Chopin's "Fantaisie — Impromptu" filled the air in a practice room in Biedenharn Hall at the University of Louisiana at Monroe.
Miss Louisiana Justine Ker has been working with professor Richard Seiler on her performance for the talent portion of the Miss America Pageant. While there is an element of stage presence, she's been working on "the execution of the sound — making it sound like the piano is singing.”
Regular talent practice is just one of the many elements that go into preparing for the national pageant.
Ker said she’s been working with a fitness trainer at least four days a week and for at least an hour every day, working on a different muscle group each day.
“One of my biggest issues when it comes to working out is building muscle. Because I have a high metabolism, I have the opposite problem of most people, which is I need to gain weight … whereas I actually need to consume more calories.”
She said she’s glad she gets to work with a nutritionist who’s been helping her determine how to get more protein and calories in her diet without sacrificing healthy options.
Contestants also go through several practice interviews that cover numerous topics and current events.
Ker, of Choudrant, will represent the state at the Miss America Pageant in Atlantic City, New Jersey. Preliminaries are Sept. 6-8, and finals will be Sept. 11. She departs for Atlantic City on Sunday.
“I'm proud to represent Louisiana. This is my home. This is where I have grown up,” she said.
To see friends and family supporting her at her sendoff party, she said, "really put the title of Miss Louisiana in perspective because when I go to compete in Miss America, I'm not just competing for myself. I'm competing on behalf of all my friends and my family and the state of Louisiana, who's here supporting me. It makes the title so much more meaningful and special, and it makes all of my appearances and all of those memories ... such a treasure to me."
Ker said she’s taking time this week to collect her thoughts and reflect on her training.
Preparation work and the job of being Miss Louisiana have kept her busy.
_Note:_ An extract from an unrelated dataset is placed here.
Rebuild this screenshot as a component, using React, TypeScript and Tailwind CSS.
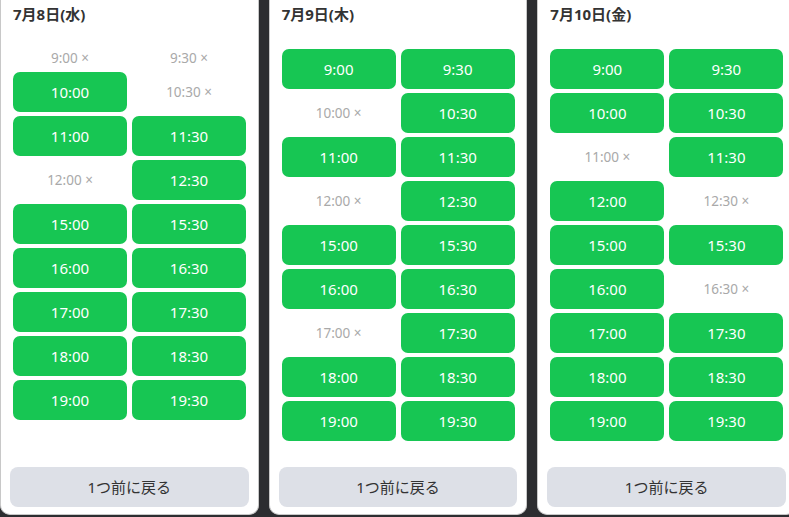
import React from "react";

/* ─── Slot data ─── */
type Slot = { time: string; open: boolean };

type Day = { label: string; slots: Slot[] };

const ALL_TIMES = [
  "9:00", "9:30", "10:00", "10:30", "11:00", "11:30", "12:00", "12:30",
  "15:00", "15:30", "16:00", "16:30", "17:00", "17:30", "18:00", "18:30",
  "19:00", "19:30",
];

function makeSlots(closed: string[]): Slot[] {
  return ALL_TIMES.map((time) => ({ time, open: !closed.includes(time) }));
}

const DAYS: Day[] = [
  { label: "7月8日(水)", slots: makeSlots(["9:00", "9:30", "10:30", "12:00"]) },
  { label: "7月9日(木)", slots: makeSlots(["10:00", "12:00", "17:00"]) },
  { label: "7月10日(金)", slots: makeSlots(["11:00", "12:30", "16:30"]) },
];

const FONT = { fontFamily: '"Noto Sans", "Noto Sans CJK JP", sans-serif' };

/* ─── Time slot ─── */
function SlotButton({ slot }: { slot: Slot }) {
  if (!slot.open) {
    return (
      <div className="self-center text-center text-[13.5px] leading-[19px] text-[#a9a9a9]">
        {slot.time} ×
      </div>
    );
  }
  return (
    <button className="flex h-[40px] items-center justify-center rounded-[7px] bg-[#17c653] text-[15px] text-white">
      {slot.time}
    </button>
  );
}

/* ─── Day card ─── */
function DayCard({ day }: { day: Day }) {
  return (
    <div className="flex h-[515px] w-[258.67px] shrink-0 flex-col rounded-b-[10px] border-x border-b border-[#c8c8c8] bg-white px-[9px] pb-[7px]">
      <div className="px-[3px] text-[15px] font-bold leading-[28px] text-[#333]">{day.label}</div>

      <div className="mt-[21px] grid grid-cols-[114px_114px] gap-x-[5px] gap-y-[4px] px-[3px]">
        {day.slots.map((s) => (
          <SlotButton key={s.time} slot={s} />
        ))}
      </div>

      <button className="mt-auto h-[40px] w-full rounded-[8px] bg-[#dde0e7] text-[15px] text-[#333]">
        1つ前に戻る
      </button>
    </div>
  );
}

export default function App() {
  return (
    <div className="h-[517px] w-[789px] overflow-hidden bg-[#2c2d30]" style={FONT}>
      <div className="flex items-start gap-[10px]">
        {DAYS.map((d) => (
          <DayCard key={d.label} day={d} />
        ))}
      </div>
    </div>
  );
}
She’s had a minimum of four public appearances a week, and she’s volunteering with the Red Cross of Northeast Louisiana because some of her appearances in South Louisiana were canceled because of flooding.
She said one of the biggest changes in her life is having to work with so many people at one time. She said in college, she created her own schedule, but this requires teamwork and a lot of coordination.
Ker is deferring medical school at Tulane University for a year while she acts as Miss Louisiana. She earned a Bachelor of Arts in neuroscience from Vanderbilt University.
She is a first-generation Taiwanese-American and the first Asian-American Miss Louisiana. She also is the first young woman to start as a Fleur De Lis Princess, win Miss Louisiana Outstanding Teen and ultimately be crowned Miss Louisiana.
Her first cousin was Miss California in 2013, so Ker’s grandmother is the only woman in Taiwan to have two granddaughters compete on the Miss America stage. Ker said a national media group in Taiwan did a news segment about the family link that played several times.
“I used to travel back to Taiwan once a year, every single summer growing up from kindergarten all the way to when I was in high school,” Ker said. “It is like my second home because that’s where my parents are originally from, so to be able to say that I was on another country's national news is just one of the coolest things that's ever happened to me.”
In two years of competing in the Miss Louisiana Organization, Ker won more than $21,000 in scholarships. In the 2016 pageant, she won the Women in Medicine award, a STEM scholarship, the preliminary talent competition and an instrumentalist award.
She has been classically trained on piano for 17 years and classically trained on violin for 12 years, and she was crowned Miss Louisiana in June.